Next Generation Yoga

Review on New York Today, January 19, 2001

  Next Generation Yoga
A class in the colorful one-room studio. (Rebecca Cooney for New York Today)

Jodi Komitor began work one recent afternoon with a strap-on animal nose -- a bunny nose to be exact. Founder of Next Generation Yoga, the only U.S. yoga center just for children, Komitor squatted on her feet and inhaled like a bunny. The two six- to-eight-year-old girls in class (two boys were out sick), followed suit. Next, the three balanced on one leg while wearing a flamingo nose; then they stretched like cats on their hands and knees with a cat nose.
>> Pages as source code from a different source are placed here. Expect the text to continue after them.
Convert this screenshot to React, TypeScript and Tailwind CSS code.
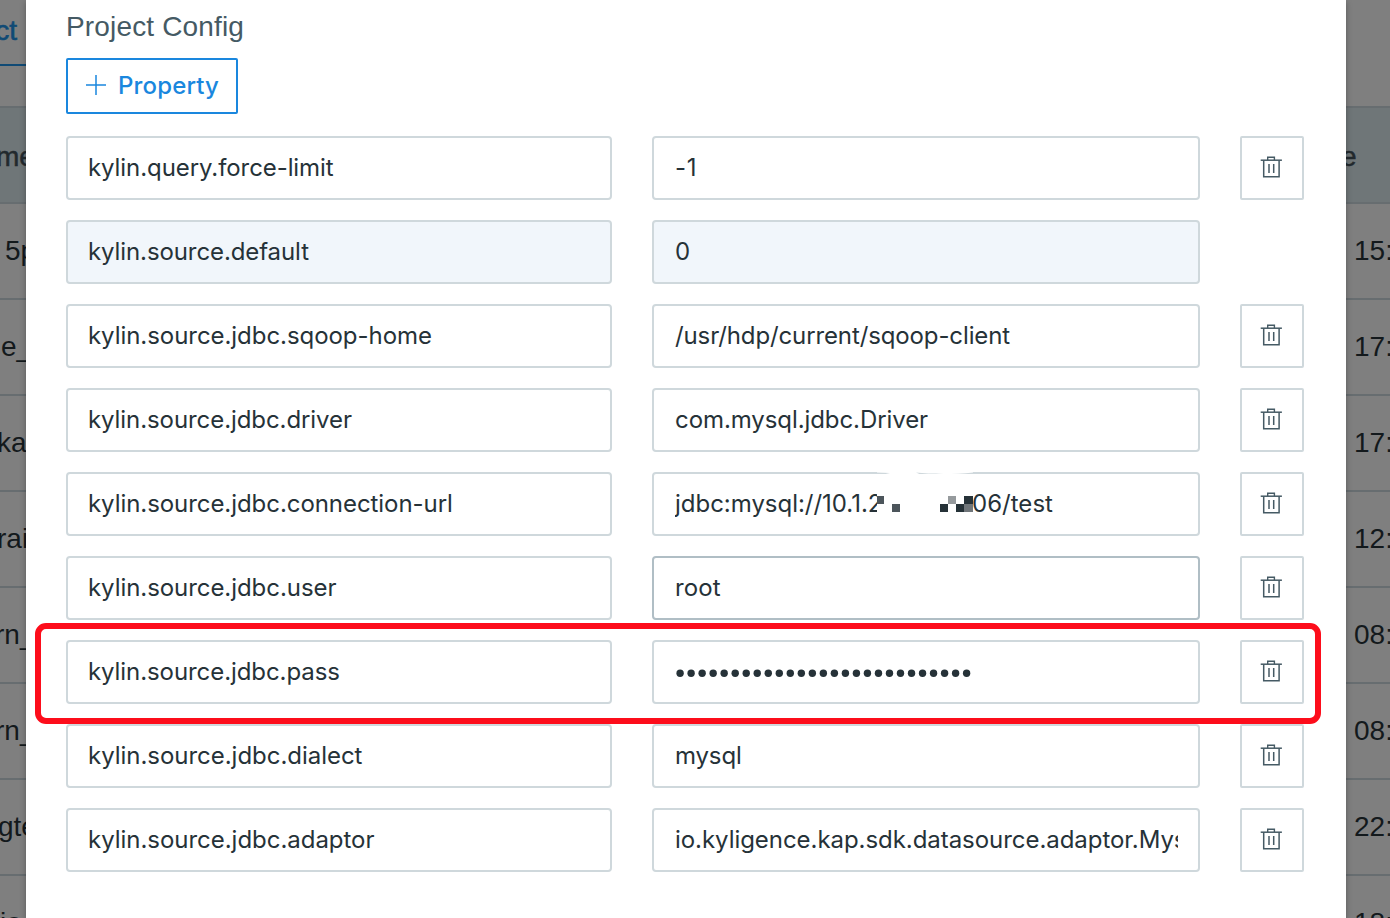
import React from "react";

const field =
  "flex h-16 items-center overflow-hidden whitespace-nowrap rounded border-2 pr-5 pb-px text-2xl text-[#263238]";

type Row = {
  name: string;
  nameTracking: string;
  value: React.ReactNode;
  locked?: boolean;
  hover?: boolean;
};

function TrashIcon() {
  return (
    <svg width="22" height="22" viewBox="0 0 22 22" fill="none" stroke="#455a64" className="shrink-0">
      <path d="M.7 4.2h21.2" strokeWidth="1.5" />
      <path d="M7.7 4V1.2h6.7V4" strokeWidth="1.4" />
      <path d="M3.7 4.2v16.6h15.4V4.2" strokeWidth="1.5" />
      <path d="M9 8v9M13.7 8v9" strokeWidth="1.5" />
    </svg>
  );
}

function Mosaic() {
  return (
    <svg width="96" height="60" viewBox="0 0 96 60" className="shrink-0">
      <path d="M0 22h7v8H0z" fill="#4c555b" />
      <path d="M15 30h8v8h-8z" fill="#4c555b" />
      <path d="M63 30h8v8h-8zM79 30h8v8h-8zM87 22h9v8h-9z" fill="#263238" />
      <path d="M71 22h8v8h-8z" fill="#969a9d" />
      <path d="M87 30h9v8h-9z" fill="#70767a" />
    </svg>
  );
}

function ConnectionUrl() {
  return (
    <>
      <span className="w-[202px] shrink-0 overflow-hidden tracking-[-0.02px]">jdbc:mysql://10.1.2</span>
      <Mosaic />
      <span className="-ml-px tracking-[0.02px]">06/test</span>
    </>
  );
}

function Password() {
  return (
    <svg width="300" height="12" viewBox="0 0 300 12" fill="#263238" className="mt-[3px] shrink-0">
      {Array.from({ length: 27 }, (_, i) => (
        <circle key={i} cx={5.1 + i * 11.02} cy="6.2" r="3.7" />
      ))}
    </svg>
  );
}

const rows: Row[] = [
  { name: "kylin.query.force-limit", nameTracking: "tracking-[-0.08px]", value: <span className="tracking-[0.6px]">-1</span> },
  { name: "kylin.source.default", nameTracking: "tracking-[-0.1px]", value: <span>0</span>, locked: true },
  { name: "kylin.source.jdbc.sqoop-home", nameTracking: "tracking-[-0.05px]", value: <span className="tracking-[-0.12px]">/usr/hdp/current/sqoop-client</span> },
  { name: "kylin.source.jdbc.driver", nameTracking: "tracking-[-0.08px]", value: <span className="tracking-[-0.08px]">com.mysql.jdbc.Driver</span> },
  { name: "kylin.source.jdbc.connection-url", nameTracking: "tracking-[-0.06px]", value: <ConnectionUrl /> },
  { name: "kylin.source.jdbc.user", nameTracking: "tracking-[-0.06px]", value: <span className="tracking-[0.15px]">root</span>, hover: true },
  { name: "kylin.source.jdbc.pass", nameTracking: "tracking-[-0.08px]", value: <Password /> },
  { name: "kylin.source.jdbc.dialect", nameTracking: "tracking-[-0.03px]", value: <span className="tracking-[-0.15px]">mysql</span> },
  {
    name: "kylin.source.jdbc.adaptor",
    nameTracking: "tracking-[-0.03px]",
    value: <span className="w-full overflow-hidden tracking-[-0.05px]">io.kyligence.kap.sdk.datasource.adaptor.Mysql</span>,
  },
];

const leftCells = [
  { text: "5p", shift: "ml-[5px]" },
  { text: "e_", shift: "ml-px" },
  { text: "kap", shift: "-ml-[3px]" },
  { text: "rain", shift: "-ml-[3px]" },
  { text: "rn_", shift: "-ml-[5px]" },
  { text: "rn_", shift: "-ml-[5px]" },
  { text: "gte", shift: "-ml-[2px]" },
  { text: "io", shift: "ml-0" },
];

const rightCells = ["15:", "17:", "17:", "12:", "08:", "08:", "22:", "18:"];

const cell =
  "flex h-24 shrink-0 items-center whitespace-nowrap border-b-2 border-[#676d70] text-[28px] text-[#13191c]";

function PageLeft() {
  return (
    <div className="flex h-full w-[26px] shrink-0 flex-col overflow-hidden bg-[#7f7f7f]">
      <div className="flex h-[66px] shrink-0 items-center justify-end border-b-2 border-[#104a75] pr-[9px] pb-[3px] text-[28px] text-[#104a75] [-webkit-text-stroke:0.6px_#104a75]">
        ct
      </div>
      <div className="h-10 shrink-0" />
      <div className="flex h-[98px] shrink-0 items-center border-y-2 border-[#676d70] bg-[#6f7678] pt-1 text-[28px] text-[#22292d]">
        <span className="-ml-1 [-webkit-text-stroke:0.5px_#22292d]">me</span>
      </div>
      {leftCells.map((c, i) => (
        <div key={i} className={cell}>
          <span className={c.shift}>{c.text}</span>
        </div>
      ))}
    </div>
  );
}

function PageRight() {
  return (
    <div className="flex h-full w-11 shrink-0 flex-col overflow-hidden bg-[#7f7f7f]">
      <div className="h-[106px] shrink-0" />
      <div className="flex h-[98px] shrink-0 items-center border-y-2 border-[#676d70] bg-[#6f7678] pt-1 text-[28px] text-[#22292d]">
        <span className="-ml-[5px] [-webkit-text-stroke:0.5px_#22292d]">e</span>
      </div>
      {rightCells.map((t, i) => (
        <div key={i} className={cell}>
          <span className="ml-2">{t}</span>
        </div>
      ))}
    </div>
  );
}

function PropertyRow({ row }: { row: Row }) {
  const tone = row.locked ? "bg-[#f1f6fb] border-[#cfd8dc]" : "bg-white border-[#cfd8dc]";
  const valueTone = row.hover ? "bg-white border-[#b0bec5]" : tone;
  return (
    <div className="flex h-16 shrink-0">
      <div className={`${field} ${tone} w-[546px] shrink-0 pl-5`}>
        <span className={row.nameTracking}>{row.name}</span>
      </div>
      <div className={`${field} ${valueTone} ml-10 w-[548px] shrink-0 pl-[21px]`}>{row.value}</div>
      {!row.locked && (
        <button className="ml-10 flex size-16 shrink-0 items-center justify-center rounded-xs border-2 border-[#cfd8dc] pb-0.5 pr-0.5">
          <TrashIcon />
        </button>
      )}
    </div>
  );
}

export default function App() {
  return (
    <div className="relative flex h-[918px] w-[1390px] overflow-hidden bg-[#7f7f7f] font-['Liberation_Sans',Arial,sans-serif]">
      <PageLeft />
      <main className="relative z-10 flex h-full w-[1320px] shrink-0 flex-col bg-white px-10 font-[Inter,sans-serif] shadow-[0_2px_6px_rgba(0,0,0,0.3)]">
        <h2 className="mt-2 flex h-[38px] shrink-0 items-center font-['Liberation_Sans',Arial,sans-serif] text-[28px] tracking-[0.16px] text-[#455a64]">
          Project Config
        </h2>
        <button className="mt-3 flex h-14 w-[172px] shrink-0 items-center rounded-xs border-2 border-[#1a87de] pl-[18px] text-2xl font-medium text-[#1a87de]">
          <svg width="20" height="20" viewBox="0 0 20 20" fill="none" stroke="#1a87de" strokeWidth="1.5" className="mb-0.5 mr-3 shrink-0">
            <path d="M10 0v20M0 10h20" />
          </svg>
          <span className="tracking-[0.15px]">Property</span>
        </button>
        <section className="mt-[22px] flex flex-col gap-5">
          {rows.map((row) => (
            <PropertyRow key={row.name} row={row} />
          ))}
        </section>
      </main>
      <PageRight />
      <div className="absolute left-[34.5px] top-[623px] z-20 h-[100.5px] w-[1286px] rounded-[11px] border-[6px] border-[#fd0d1b]" />
      <svg className="absolute left-[876px] top-[471px] z-20" width="98" height="4" viewBox="0 0 98 4" fill="#fff">
        <path d="M1 0H97V1.5C80 3.5 60 3 52 2.6L40 1.5Q44 4 50 4H0Q8 4 14 2L1 1.5z" />
      </svg>
    </div>
  );
}
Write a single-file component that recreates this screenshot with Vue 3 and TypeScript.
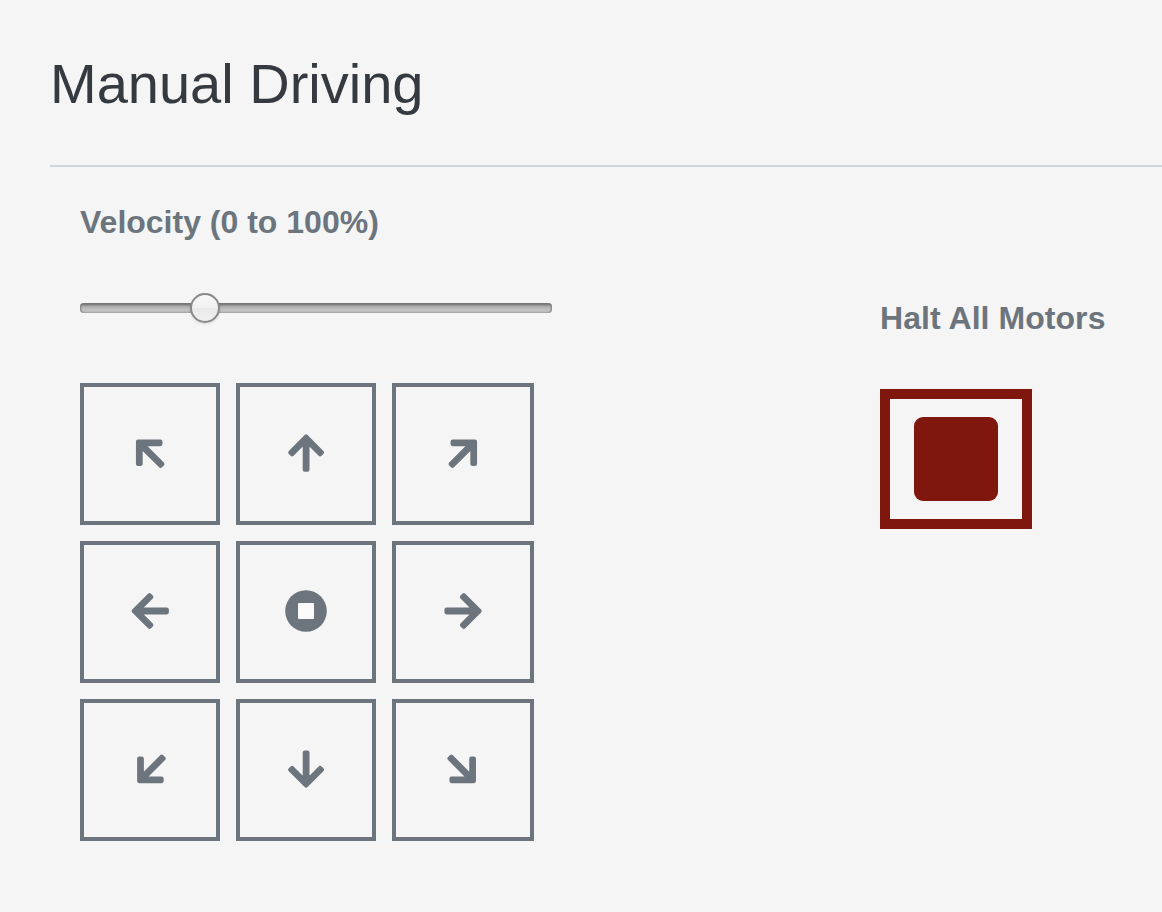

This class is not typical of the ones held in this colorful one-room studio. But no class is representative of the others here, since Komitor, author of "The Complete Idiot's Guide to Yoga With Kids," fashions each session to the age group of its students. Using props, such as hula hoops, books and toy instruments, Komitor manages to hold the short attention spans of young children, while teaching them the basics of yoga. For instance, during sun salutations, the little yogis wear sunglasses; and during a beach-themed class, the kids swim on their bellies, flap their arms like sea gulls and do the "fish" pose.

With rainbow-hued curtains, red, yellow and blue floors and fabric butterflies, dragonflies and flowers on the pink ceiling, Next Generation Yoga resembles the New Age for the young age. But surprisingly, not all the parents of the children do yoga themselves. In the class I witnessed, only one child had yogis for parents; and in the following class, only half the students' parents did yoga. But that may not hold true for long -- Next Generation Yoga holds "mommy & me," "daddy & me" and family yoga classes.